Re: Normalization in panlingual application

From: Mark Davis (mark.davis@icu-project.org)
Date: Thu Sep 20 2007 - 12:44:58 CDT

  • Next message: John D. Burger: "Re: Normalization in panlingual application"

    A few observations.

    1. IDNA does use NFKD. The mappings are duplicated in the spec,
    because case mapping is also applied, and they are filtered because
    characters that are disallowed before or after don't need to have
    mappings. NFKD works well for identifiers, even ones that are more
    "human language like", since the characters that behave oddly are
    typically not allowed anyway.

    2. It's important to be clear about folding for *matching* as being a
    different kind of process than "normalization". When you are matching,
    you don't actually alter the text that you store, instead, you
    (logically) transform both the search text and the indexed text so
    that a binary comparison erases distinctions that are less relevant to
    matching. Matching may be language dependent also -- thus you may want
    to match a-ring against aa for Danish. You also want to match the
    other cases that are not canonical or compatiblity equivalences, such
    as curly quote marks against straight quote marks. So while NFC is a
    starting point for matching text, it isn't enough.
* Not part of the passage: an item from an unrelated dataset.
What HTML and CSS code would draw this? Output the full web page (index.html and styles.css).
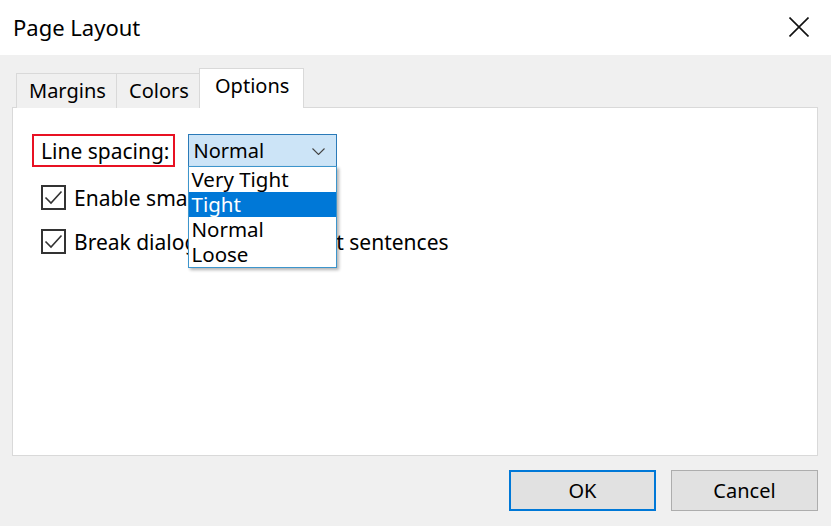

    3. Matching for search can be tolerant of a certain degree of
    imprecision. You could alter the mapping for ½ to <space>1/2<space>,
    but it just simply doesn't matter much if 5½ folds to 51/2 for
    searching, since you just won't get any appreciable number of false
    positives, and users will just skip over the vanishingly small number
    that are found.

    4. What we've found is that using most of the NFKC mappings, plus case
    folding, plus some of the UCA mappings, plus a few others, gives a
    pretty good result for the language-independent matching.